TO BE DONE
Report all lines from the entries below in which "this" appears.

++++ EXTRACTED DATA

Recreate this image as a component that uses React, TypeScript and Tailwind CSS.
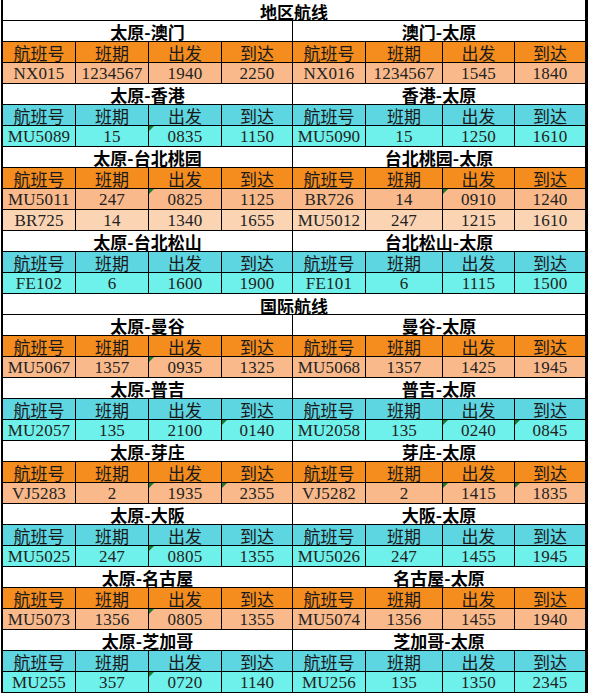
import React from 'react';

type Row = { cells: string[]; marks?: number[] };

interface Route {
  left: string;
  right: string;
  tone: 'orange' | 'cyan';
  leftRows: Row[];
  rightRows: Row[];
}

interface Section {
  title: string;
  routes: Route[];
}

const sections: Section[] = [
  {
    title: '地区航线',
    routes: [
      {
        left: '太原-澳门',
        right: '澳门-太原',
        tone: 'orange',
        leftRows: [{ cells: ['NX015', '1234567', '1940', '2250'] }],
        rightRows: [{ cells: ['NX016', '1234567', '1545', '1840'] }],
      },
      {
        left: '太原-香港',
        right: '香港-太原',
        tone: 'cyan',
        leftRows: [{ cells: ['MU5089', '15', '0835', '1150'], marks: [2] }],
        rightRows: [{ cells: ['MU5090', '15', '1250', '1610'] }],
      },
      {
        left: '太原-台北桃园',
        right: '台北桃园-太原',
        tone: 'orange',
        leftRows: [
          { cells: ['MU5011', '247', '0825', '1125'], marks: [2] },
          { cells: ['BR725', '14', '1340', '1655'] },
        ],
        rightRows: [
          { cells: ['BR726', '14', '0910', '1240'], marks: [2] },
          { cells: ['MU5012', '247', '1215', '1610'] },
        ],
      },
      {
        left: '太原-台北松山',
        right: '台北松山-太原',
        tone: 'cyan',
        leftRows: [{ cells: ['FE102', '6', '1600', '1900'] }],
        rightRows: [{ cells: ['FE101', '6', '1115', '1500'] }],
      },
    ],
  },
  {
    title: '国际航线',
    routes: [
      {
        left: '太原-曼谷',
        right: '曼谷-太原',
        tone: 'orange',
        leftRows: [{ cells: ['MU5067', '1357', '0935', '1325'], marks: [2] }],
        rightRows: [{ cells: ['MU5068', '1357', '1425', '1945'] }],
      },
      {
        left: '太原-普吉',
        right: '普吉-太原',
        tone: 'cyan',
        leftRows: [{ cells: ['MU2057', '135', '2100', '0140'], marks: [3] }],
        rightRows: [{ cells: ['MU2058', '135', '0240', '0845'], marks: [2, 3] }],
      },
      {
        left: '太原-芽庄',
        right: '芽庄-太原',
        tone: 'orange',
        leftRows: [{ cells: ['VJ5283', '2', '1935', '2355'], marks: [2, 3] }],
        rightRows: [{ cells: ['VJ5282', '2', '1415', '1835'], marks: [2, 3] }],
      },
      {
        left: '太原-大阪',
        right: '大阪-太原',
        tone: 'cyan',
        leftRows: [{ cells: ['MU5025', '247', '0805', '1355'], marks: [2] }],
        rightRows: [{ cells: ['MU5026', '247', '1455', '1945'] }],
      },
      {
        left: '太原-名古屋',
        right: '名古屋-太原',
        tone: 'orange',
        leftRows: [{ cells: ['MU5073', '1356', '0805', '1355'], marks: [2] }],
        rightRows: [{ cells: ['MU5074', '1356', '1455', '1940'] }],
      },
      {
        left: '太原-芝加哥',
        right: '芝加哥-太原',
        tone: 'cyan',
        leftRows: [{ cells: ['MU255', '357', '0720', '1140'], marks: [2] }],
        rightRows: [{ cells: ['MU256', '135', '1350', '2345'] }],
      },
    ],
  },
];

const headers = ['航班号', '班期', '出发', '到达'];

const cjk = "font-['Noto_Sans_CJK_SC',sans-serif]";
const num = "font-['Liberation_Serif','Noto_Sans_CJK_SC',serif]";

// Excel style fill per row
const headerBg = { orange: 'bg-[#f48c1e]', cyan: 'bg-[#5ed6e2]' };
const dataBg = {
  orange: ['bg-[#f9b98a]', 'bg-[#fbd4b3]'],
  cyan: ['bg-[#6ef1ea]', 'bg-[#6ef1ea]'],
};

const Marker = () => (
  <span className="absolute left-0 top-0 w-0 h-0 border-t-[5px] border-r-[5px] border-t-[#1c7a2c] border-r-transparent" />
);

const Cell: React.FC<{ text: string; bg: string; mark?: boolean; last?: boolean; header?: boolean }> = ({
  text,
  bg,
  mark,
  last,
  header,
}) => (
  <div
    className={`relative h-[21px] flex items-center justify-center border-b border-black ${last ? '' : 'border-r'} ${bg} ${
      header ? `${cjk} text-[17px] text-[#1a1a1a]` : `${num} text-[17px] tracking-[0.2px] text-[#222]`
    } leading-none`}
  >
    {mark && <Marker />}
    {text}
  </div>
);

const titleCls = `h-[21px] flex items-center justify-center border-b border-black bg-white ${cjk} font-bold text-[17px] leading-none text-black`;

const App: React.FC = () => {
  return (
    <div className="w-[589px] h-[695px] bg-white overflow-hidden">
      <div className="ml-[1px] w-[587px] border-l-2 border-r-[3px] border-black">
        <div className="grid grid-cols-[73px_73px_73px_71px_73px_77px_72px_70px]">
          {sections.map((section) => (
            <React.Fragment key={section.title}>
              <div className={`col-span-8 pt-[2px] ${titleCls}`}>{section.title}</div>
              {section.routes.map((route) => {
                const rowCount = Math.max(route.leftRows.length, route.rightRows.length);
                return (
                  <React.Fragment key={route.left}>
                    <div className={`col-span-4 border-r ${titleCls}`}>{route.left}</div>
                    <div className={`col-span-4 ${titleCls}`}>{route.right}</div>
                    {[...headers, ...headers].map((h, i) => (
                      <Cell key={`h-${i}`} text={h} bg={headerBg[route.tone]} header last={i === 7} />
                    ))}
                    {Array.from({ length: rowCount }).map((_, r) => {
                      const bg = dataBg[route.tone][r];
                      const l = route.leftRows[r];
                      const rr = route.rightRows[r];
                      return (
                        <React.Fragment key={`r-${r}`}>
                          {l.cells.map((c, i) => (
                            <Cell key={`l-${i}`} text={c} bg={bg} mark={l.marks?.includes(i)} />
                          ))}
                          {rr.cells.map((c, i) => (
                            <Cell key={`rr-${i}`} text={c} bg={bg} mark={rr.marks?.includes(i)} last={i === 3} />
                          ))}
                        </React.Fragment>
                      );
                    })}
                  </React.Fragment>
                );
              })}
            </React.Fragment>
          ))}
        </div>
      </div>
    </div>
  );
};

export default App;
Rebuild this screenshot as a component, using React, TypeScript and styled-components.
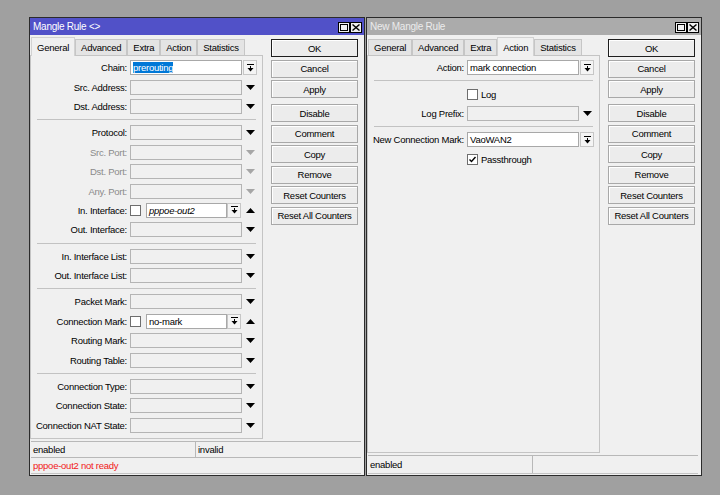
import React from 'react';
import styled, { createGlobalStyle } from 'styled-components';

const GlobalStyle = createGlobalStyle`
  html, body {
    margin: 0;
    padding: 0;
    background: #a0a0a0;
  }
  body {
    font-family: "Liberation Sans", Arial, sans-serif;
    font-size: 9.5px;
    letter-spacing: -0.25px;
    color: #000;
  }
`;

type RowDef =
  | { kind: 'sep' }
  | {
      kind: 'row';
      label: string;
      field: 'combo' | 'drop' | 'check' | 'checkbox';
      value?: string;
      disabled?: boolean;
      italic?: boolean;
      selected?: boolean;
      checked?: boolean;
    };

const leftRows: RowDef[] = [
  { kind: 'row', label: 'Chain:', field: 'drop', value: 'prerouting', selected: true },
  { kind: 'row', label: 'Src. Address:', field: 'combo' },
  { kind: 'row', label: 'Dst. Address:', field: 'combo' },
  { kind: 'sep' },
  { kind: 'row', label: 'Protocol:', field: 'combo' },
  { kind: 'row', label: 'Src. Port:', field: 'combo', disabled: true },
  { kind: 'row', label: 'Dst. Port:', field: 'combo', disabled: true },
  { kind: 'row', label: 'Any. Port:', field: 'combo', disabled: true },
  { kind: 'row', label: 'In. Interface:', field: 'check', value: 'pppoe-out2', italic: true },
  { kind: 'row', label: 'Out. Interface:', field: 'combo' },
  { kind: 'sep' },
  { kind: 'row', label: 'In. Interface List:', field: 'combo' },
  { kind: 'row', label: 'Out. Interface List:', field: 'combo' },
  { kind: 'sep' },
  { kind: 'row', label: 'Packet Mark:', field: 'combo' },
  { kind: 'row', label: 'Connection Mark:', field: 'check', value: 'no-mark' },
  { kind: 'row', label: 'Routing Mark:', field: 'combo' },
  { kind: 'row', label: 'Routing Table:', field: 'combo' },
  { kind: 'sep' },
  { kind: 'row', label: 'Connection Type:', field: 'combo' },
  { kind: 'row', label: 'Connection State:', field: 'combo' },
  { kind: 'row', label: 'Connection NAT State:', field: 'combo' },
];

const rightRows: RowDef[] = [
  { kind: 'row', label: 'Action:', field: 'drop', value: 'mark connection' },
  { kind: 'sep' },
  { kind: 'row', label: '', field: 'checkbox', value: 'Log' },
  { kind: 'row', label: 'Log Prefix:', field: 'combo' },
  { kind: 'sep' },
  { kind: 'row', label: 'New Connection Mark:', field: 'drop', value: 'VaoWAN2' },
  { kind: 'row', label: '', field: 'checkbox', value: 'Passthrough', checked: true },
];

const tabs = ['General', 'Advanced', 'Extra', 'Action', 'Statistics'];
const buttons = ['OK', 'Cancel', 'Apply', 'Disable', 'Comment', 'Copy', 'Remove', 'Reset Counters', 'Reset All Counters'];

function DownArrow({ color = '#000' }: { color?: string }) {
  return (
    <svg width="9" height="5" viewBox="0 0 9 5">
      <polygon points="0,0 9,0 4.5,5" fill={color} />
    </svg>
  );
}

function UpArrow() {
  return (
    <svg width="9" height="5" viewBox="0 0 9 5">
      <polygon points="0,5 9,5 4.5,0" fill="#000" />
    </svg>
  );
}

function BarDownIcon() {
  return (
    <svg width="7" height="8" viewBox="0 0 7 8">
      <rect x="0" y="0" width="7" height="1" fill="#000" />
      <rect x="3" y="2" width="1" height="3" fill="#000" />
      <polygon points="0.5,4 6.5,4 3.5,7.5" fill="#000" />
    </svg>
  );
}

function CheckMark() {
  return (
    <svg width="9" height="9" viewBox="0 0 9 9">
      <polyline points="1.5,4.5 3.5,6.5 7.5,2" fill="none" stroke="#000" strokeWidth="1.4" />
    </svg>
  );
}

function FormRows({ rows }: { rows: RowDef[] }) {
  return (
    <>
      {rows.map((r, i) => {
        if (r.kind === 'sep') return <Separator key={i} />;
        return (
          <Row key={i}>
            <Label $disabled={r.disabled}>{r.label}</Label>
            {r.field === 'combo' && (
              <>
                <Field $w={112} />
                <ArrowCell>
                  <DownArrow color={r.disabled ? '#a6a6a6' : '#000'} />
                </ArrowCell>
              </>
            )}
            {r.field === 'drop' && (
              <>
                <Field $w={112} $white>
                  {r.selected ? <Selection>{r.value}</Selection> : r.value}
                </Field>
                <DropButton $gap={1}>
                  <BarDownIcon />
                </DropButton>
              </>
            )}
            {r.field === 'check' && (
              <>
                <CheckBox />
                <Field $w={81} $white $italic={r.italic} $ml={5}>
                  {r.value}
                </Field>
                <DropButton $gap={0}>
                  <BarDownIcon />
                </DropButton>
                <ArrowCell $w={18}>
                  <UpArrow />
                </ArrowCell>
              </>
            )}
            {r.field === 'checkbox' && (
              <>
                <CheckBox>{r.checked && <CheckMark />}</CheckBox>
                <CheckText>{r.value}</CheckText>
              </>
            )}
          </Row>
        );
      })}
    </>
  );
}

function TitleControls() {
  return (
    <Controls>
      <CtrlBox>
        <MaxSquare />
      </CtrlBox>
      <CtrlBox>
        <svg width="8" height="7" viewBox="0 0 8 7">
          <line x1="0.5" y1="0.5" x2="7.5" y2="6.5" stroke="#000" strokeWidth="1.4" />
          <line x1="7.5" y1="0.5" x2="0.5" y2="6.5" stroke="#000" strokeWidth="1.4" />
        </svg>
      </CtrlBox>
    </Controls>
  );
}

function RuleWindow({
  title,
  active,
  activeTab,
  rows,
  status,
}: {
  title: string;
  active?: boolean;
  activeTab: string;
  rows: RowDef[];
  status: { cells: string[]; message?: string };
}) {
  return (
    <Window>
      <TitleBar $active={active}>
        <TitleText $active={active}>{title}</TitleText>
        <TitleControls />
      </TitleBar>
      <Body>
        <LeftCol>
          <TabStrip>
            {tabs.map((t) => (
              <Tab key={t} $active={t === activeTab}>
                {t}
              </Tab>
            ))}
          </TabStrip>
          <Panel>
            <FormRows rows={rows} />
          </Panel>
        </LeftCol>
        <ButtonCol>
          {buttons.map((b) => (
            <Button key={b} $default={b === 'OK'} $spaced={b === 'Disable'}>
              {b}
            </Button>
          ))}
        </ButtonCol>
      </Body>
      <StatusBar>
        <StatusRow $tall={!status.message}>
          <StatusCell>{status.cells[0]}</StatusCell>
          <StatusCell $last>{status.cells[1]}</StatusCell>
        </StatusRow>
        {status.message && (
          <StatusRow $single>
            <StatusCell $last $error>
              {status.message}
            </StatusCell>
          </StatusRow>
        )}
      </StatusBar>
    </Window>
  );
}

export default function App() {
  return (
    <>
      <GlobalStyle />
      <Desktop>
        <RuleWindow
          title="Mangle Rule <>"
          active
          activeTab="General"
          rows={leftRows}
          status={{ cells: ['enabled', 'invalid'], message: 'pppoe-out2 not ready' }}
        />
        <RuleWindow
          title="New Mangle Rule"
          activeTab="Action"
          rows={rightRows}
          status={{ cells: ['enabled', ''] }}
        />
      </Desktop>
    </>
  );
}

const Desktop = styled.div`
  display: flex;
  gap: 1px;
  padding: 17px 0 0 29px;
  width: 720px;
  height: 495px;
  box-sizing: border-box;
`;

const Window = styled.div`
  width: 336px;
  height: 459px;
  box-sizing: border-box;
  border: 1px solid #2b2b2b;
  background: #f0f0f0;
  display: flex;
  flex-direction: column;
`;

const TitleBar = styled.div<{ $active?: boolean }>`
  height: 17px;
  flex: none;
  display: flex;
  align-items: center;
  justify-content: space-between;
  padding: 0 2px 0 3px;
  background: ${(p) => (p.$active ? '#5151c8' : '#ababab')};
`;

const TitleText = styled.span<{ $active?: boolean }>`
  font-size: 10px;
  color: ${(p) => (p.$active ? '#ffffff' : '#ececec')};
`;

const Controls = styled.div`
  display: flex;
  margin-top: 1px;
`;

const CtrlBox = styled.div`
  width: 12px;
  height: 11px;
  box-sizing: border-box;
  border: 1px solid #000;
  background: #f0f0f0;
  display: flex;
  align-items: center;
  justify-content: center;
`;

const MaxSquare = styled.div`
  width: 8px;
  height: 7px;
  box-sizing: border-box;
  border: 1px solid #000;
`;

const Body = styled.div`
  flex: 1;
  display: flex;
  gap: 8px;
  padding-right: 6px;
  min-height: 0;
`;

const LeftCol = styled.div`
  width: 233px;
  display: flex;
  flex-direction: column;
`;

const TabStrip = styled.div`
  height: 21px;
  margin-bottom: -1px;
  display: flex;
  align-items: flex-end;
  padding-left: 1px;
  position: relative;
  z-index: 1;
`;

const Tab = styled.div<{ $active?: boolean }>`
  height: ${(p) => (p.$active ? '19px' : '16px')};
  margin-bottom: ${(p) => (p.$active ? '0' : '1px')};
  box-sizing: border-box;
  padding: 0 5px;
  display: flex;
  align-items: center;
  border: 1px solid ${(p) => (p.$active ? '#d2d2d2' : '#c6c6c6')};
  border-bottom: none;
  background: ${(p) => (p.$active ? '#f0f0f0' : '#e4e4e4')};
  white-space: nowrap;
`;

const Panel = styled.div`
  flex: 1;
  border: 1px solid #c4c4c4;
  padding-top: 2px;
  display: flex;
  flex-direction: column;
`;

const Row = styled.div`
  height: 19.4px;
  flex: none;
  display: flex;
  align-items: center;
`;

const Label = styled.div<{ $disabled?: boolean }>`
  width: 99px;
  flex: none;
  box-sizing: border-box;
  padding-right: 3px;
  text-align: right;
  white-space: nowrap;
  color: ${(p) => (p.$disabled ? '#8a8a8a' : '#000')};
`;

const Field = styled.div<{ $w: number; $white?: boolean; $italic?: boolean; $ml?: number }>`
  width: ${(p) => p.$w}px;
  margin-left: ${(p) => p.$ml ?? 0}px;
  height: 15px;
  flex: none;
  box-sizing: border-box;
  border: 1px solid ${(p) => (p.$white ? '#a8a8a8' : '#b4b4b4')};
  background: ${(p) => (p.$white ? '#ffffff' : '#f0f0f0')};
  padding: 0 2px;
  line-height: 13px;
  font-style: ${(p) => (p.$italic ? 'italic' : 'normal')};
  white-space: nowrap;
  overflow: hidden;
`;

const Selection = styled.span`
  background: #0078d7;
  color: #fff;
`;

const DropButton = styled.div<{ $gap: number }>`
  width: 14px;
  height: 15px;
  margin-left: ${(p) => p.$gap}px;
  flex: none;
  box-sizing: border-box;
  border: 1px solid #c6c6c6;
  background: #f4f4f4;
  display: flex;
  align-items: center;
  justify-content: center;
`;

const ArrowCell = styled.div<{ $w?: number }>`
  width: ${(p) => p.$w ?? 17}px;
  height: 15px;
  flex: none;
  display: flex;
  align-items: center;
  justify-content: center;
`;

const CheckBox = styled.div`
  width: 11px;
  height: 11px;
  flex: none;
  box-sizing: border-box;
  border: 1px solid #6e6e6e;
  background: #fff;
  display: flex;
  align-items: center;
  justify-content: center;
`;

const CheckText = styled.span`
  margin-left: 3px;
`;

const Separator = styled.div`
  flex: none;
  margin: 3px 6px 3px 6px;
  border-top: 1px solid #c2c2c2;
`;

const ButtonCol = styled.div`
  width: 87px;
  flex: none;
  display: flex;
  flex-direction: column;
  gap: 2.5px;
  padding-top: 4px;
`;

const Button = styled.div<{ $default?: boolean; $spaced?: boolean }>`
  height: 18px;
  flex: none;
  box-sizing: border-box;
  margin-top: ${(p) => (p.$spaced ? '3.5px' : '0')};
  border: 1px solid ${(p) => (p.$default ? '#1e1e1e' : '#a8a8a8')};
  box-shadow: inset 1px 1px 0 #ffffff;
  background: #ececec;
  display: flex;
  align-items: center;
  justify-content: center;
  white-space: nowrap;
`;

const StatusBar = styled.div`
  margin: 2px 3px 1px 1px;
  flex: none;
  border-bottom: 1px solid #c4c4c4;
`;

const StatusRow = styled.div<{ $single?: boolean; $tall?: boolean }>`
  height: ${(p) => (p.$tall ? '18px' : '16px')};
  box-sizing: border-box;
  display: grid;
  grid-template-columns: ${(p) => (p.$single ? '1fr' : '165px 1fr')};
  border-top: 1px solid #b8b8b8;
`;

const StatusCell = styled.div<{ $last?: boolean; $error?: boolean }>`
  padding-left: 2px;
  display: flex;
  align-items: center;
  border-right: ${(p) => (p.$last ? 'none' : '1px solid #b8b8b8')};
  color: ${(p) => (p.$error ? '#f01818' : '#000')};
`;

++++++++

SOLUTION TO THE EXERCISE
Recreate this image as a component that uses React, TypeScript and Tailwind CSS.
Rebuild this screenshot as a component, using React, TypeScript and styled-components.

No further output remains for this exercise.